In June the PAC had "brazen" Google, the internet firm, in its sights. Hodge and her committee demanded that HMRC launch an investigation into Google over its tax affairs, amid accusations it was logging sales made in the UK in Ireland to reduce its HMRC bill.
"Google brazenly argued before this committee that its tax arrangements in the UK are defensible and lawful. It claimed that its advertising sales take place in Ireland, not in the UK," said Hodge.
"This argument is deeply unconvincing and has been undermined by information from whistleblowers, including ex-employees of Google, who told us that UK based staff are engaged in selling. The staff in Ireland simply process the bills."
Lough Erne and the OECD
At a G8 leaders love-in during June, held in Northern Ireland, the "Lough Erne Declaration" was agreed. It was a charter of principles on how to crack down on tax evasion, including the automatic sharing of tax information among countries and increased transparency on company ownership.
Come July, the Organisation for Economic Co-operation and Development (OECD) launched its action plan on how to tackle the abuse of double-taxation laws, there to prevent firms being taxed twice in different jurisdictions but used by some to avoid paying anything anywhere.
It looked at "base erosion and profit shifting" in particular, where firms "shift profits across borders to take advantage of tax rates that are lower than in the country where the profit is made".
The OECD called for greater information sharing between countries and for firms across all jurisdictions to declare where they pay tax and how much is handed over, to ensure money is paid to authorities where sales are generated.
Leaders of the G20 bloc of countries backed the OECD's proposals. However, one of the UK's leading tax experts said the plan "ducks the big issue" in tax avoidance.
"They've said that the problem is enormous, they say it threatens the credibility of the international taxation system, they say it could even threaten the balance of trade and competition, and the way in which economies are organised," said Richard Murphy of Tax Research UK.
"All they've said they'll do is take a flawed system and try to make it better. Well you can try and modify a flawed system as much as you like, but if it's got a fundamental design fault in it you never come up with a perfect system or anything even close to it."
He said what needs to be looked at - but has not - is the way companies operating under a parent are treated as separate entities. Instead the group's umbrella company should be taxed as a whole and have the revenues generated from that taxation allocated to specific countries.
"That is entirely possible, even within some aspects of the existing OECD framework," he said.
Chancellor George Osborne went about putting pen to paper on information sharing deals with some of the world's low-tax safe havens.

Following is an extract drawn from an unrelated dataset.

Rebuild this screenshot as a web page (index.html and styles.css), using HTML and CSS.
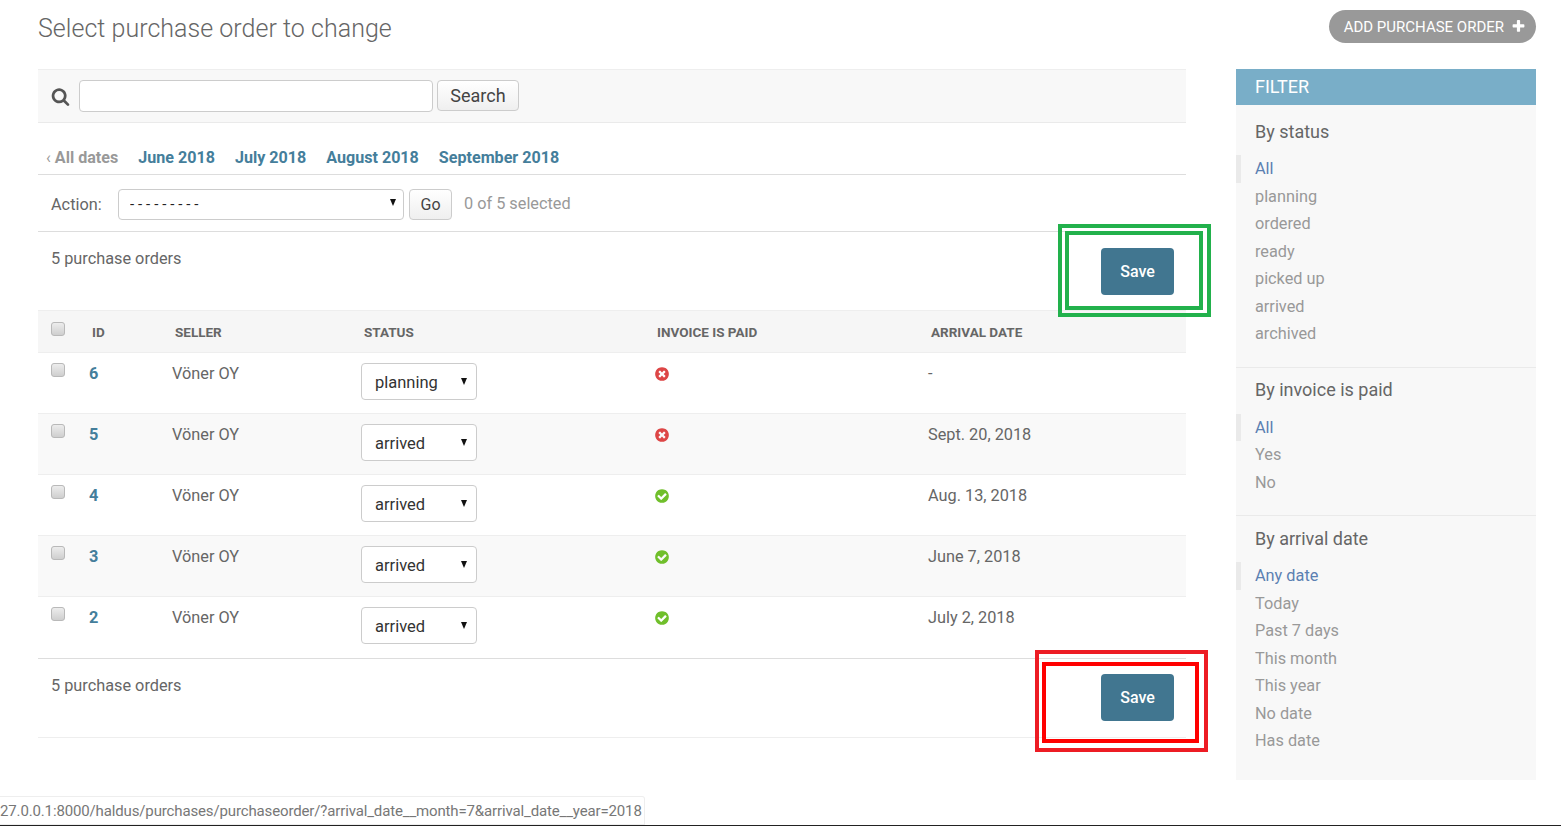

In November, he signed such a deal with the Cayman Islands, a British Crown dependency where no income or capital gains tax is levied on money that flows through it.
UK Prime Minister David Cameron ordered the creation of a publicly available central register of companies' beneficial owners in a bid to remove the cloak of secrecy over some firms and bolster the fight against tax avoidance and evasion.
As it stands, beneficial owners of companies can be shielded from public view by UK rules that allow for complex ownership structures. The new transparency will allow people to see precisely whose money is going where.
The year was rounded off where it started, with the PAC attacking HMRC. According to the committee's annual report on tax collection performance, HMRC is too lenient on big business and, as a result, the UK is losing billions of pounds in tax revenue.
"In pursuing unpaid tax, HMRC has not clearly demonstrated that it is on the side of the majority of taxpayers who pay their taxes in full," said the report.
"It does not use the full range of sanctions at its disposal to pursue vigorously all unpaid tax, and its measure of the tax gap does not capture all the avoided tax that it should be collecting."
As we enter 2014, there are no signs of the political pressure over tax avoidance letting up, with austerity set to continue in the UK and beyond.